[Rows from a dataset of pages and code]
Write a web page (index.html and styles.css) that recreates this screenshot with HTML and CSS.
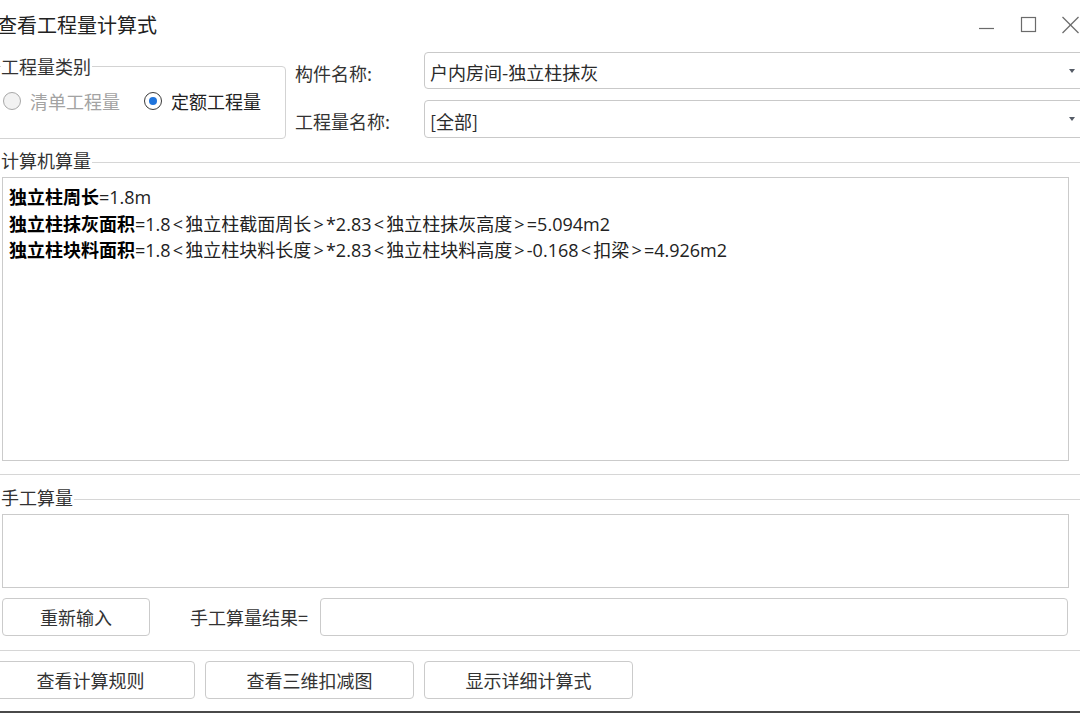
FILE: index.html
```html
<!DOCTYPE html>
<html lang="zh">
<head>
<meta charset="utf-8">
<title>查看工程量计算式</title>
<link rel="stylesheet" href="styles.css">
</head>
<body>
<div class="window">
  <div class="titlebar">
    <span class="title">查看工程量计算式</span>
    <svg class="controls" width="101" height="18" viewBox="0 0 101 18">
      <line x1="0" y1="12.5" x2="15" y2="12.5" stroke="#6b6b6b" stroke-width="1.2"/>
      <rect x="42.5" y="1.5" width="14" height="14" fill="none" stroke="#6b6b6b" stroke-width="1.2"/>
      <line x1="83.5" y1="1" x2="99.5" y2="17" stroke="#6b6b6b" stroke-width="1.2"/>
      <line x1="99.5" y1="1" x2="83.5" y2="17" stroke="#6b6b6b" stroke-width="1.2"/>
    </svg>
  </div>

  <div class="top">
    <fieldset class="group">
      <legend>工程量类别</legend>
      <div class="radios">
        <label class="radio disabled"><span class="circle"></span><span>清单工程量</span></label>
        <label class="radio"><span class="circle checked"></span><span>定额工程量</span></label>
      </div>
    </fieldset>
    <div class="fields">
      <div class="field">
        <span class="flabel">构件名称:</span>
        <div class="combo"><span class="ctext">户内房间-独立柱抹灰</span><span class="arrow"></span></div>
      </div>
      <div class="field">
        <span class="flabel">工程量名称:</span>
        <div class="combo"><span class="ctext">[全部]</span><span class="arrow"></span></div>
      </div>
    </div>
  </div>

  <div class="section-head head-auto">
    <span class="slabel">计算机算量</span><span class="sline"></span>
  </div>
  <div class="box box-auto">
    <div class="fline"><b>独立柱周长</b>=1.8m</div>
    <div class="fline"><b>独立柱抹灰面积</b>=1.8<span class="op">&lt;</span>独立柱截面周长<span class="op">&gt;</span>*2.83<span class="op">&lt;</span>独立柱抹灰高度<span class="op">&gt;</span>=5.094m2</div>
    <div class="fline"><b>独立柱块料面积</b>=1.8<span class="op">&lt;</span>独立柱块料长度<span class="op">&gt;</span>*2.83<span class="op">&lt;</span>独立柱块料高度<span class="op">&gt;</span>-0.168<span class="op">&lt;</span>扣梁<span class="op">&gt;</span>=4.926m2</div>
  </div>
  <div class="hr hr1"></div>

  <div class="section-head head-manual">
    <span class="slabel">手工算量</span><span class="sline"></span>
  </div>
  <div class="box box-manual"></div>
  <div class="manual-row">
    <button class="btn btn-reinput">重新输入</button>
    <span class="rlabel">手工算量结果=</span>
    <div class="rinput"></div>
  </div>
  <div class="hr hr2"></div>

  <div class="bottom-buttons">
    <button class="btn btn-wide btn-first">查看计算规则</button>
    <button class="btn btn-wide">查看三维扣减图</button>
    <button class="btn btn-wide">显示详细计算式</button>
  </div>
  <div class="bottom-edge"></div>
</div>
</body>
</html>
```

FILE: styles.css
```css
* { box-sizing: border-box; }

html, body {
  margin: 0;
  padding: 0;
  background: #ffffff;
}

body {
  width: 1080px;
  height: 714px;
  overflow: hidden;
  font-family: "Noto Sans CJK SC", "Microsoft YaHei", sans-serif;
  font-size: 18px;
  color: #333333;
}

.window {
  width: 1080px;
  height: 714px;
  display: flex;
  flex-direction: column;
  overflow: hidden;
}

/* title bar */
.titlebar {
  height: 50px;
  display: flex;
  align-items: center;
  flex-shrink: 0;
}

.title {
  font-size: 20px;
  line-height: 24px;
  margin-left: -3px;
  color: #222222;
}

.controls {
  margin-left: auto;
  margin-right: 0;
  display: block;
}

/* top area */
.top {
  display: flex;
  align-items: flex-start;
  margin-top: 2px;
  flex-shrink: 0;
}

.group {
  margin: 4px 0 0 -6px;
  padding: 0 0 0 6px;
  width: 292px;
  height: 83px;
  min-width: 0;
  border: 1px solid #d3d3d3;
  border-radius: 4px;
}

.group legend {
  padding: 0 1px 0 0;
  font-size: 18px;
  line-height: 20px;
  color: #333333;
}

.radios {
  display: flex;
  align-items: center;
  margin-top: 13px;
  height: 24px;
}

.radio {
  display: flex;
  align-items: center;
  line-height: 24px;
  color: #222222;
}

.radio + .radio {
  margin-left: 24px;
}

.radio.disabled {
  color: #a3a3a3;
}

.circle {
  width: 18px;
  height: 18px;
  border-radius: 50%;
  border: 1px solid #a8a8a8;
  background: #f2f2f2;
  margin: 0 9px 0 2px;
  display: flex;
  align-items: center;
  justify-content: center;
}

.circle.checked {
  border-color: #3a3a3a;
  background: #ffffff;
  margin-left: 0;
}

.circle.checked::after {
  content: "";
  width: 8px;
  height: 8px;
  border-radius: 50%;
  background: #1f74dc;
}

.fields {
  margin-left: 9px;
  flex: 1;
  display: flex;
  flex-direction: column;
  gap: 11px;
}

.field {
  display: flex;
  align-items: center;
}

.flabel {
  width: 129px;
  flex-shrink: 0;
  line-height: 22px;
  padding-top: 4px;
  color: #333333;
}

.combo {
  flex: 1;
  height: 37px;
  margin-right: -12px;
  border: 1px solid #c9c9c9;
  border-radius: 4px;
  display: flex;
  align-items: center;
  padding: 3px 0 0 5px;
}

.field + .field .combo {
  height: 38px;
}

.ctext {
  line-height: 22px;
  color: #2b2b2b;
}

.arrow {
  margin-left: auto;
  margin-right: 16px;
  width: 0;
  height: 0;
  border-left: 3.5px solid transparent;
  border-right: 3.5px solid transparent;
  border-top: 4px solid #555b66;
  margin-top: -3px;
}

/* section headers */
.section-head {
  display: flex;
  align-items: center;
  height: 20px;
  flex-shrink: 0;
}

.head-auto { margin-top: 11px; }
.head-manual { margin-top: 12px; }

.slabel {
  line-height: 20px;
  padding-left: 1px;
  color: #333333;
}

.sline {
  flex: 1;
  height: 1px;
  background: #d6d6d6;
  margin-top: 4px;
  margin-left: 1px;
}

/* text boxes */
.box {
  margin-left: 2px;
  width: 1067px;
  border: 1px solid #cbcbcb;
  flex-shrink: 0;
}

.box-auto {
  margin-top: 7px;
  height: 284px;
  padding: 6px 6px;
}

.box-manual {
  margin-top: 7px;
  height: 74px;
}

.fline {
  font-family: "Open Sans", "Noto Sans CJK SC", sans-serif;
  line-height: 25.5px;
  color: #222222;
  white-space: nowrap;
}

.fline b {
  font-family: "Noto Sans CJK SC", sans-serif;
  color: #000000;
  font-weight: 700;
}

.fline .op {
  padding: 0 2.2px;
}

.hr {
  height: 1px;
  background: #d6d6d6;
  flex-shrink: 0;
}

.hr1 { margin-top: 13px; }
.hr2 { margin-top: 14px; }

/* manual row */
.manual-row {
  display: flex;
  align-items: center;
  margin-top: 10px;
  height: 38px;
  flex-shrink: 0;
}

.btn {
  font-family: inherit;
  font-size: 18px;
  color: #333333;
  background: #ffffff;
  border: 1px solid #cbcbcb;
  border-radius: 4px;
  height: 38px;
  padding: 0;
  line-height: 22px;
}

.btn-reinput {
  margin-left: 2px;
  width: 148px;
}

.rlabel {
  margin-left: 40px;
  width: 130px;
  line-height: 22px;
  color: #333333;
}

.rinput {
  width: 748px;
  height: 38px;
  border: 1px solid #cbcbcb;
  border-radius: 4px;
}

/* bottom buttons */
.bottom-buttons {
  display: flex;
  gap: 10px;
  margin-top: 10px;
  flex-shrink: 0;
}

.btn-wide {
  width: 209px;
}

.btn-first {
  margin-left: -14px;
}

.bottom-edge {
  margin-top: 12px;
  height: 2px;
  background: #4a4a4a;
  flex-shrink: 0;
}
```
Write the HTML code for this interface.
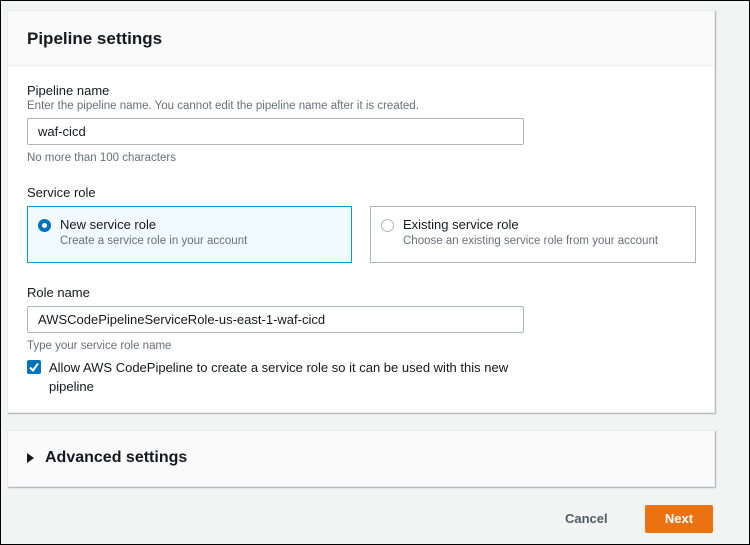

◆ REQUIRED TASK
Collect the lines that hold "Write".

◆ EXERCISE SOLUTION
Write a web page (index.html and styles.css) that recreates this screenshot with HTML and CSS.
Write the HTML code for this interface.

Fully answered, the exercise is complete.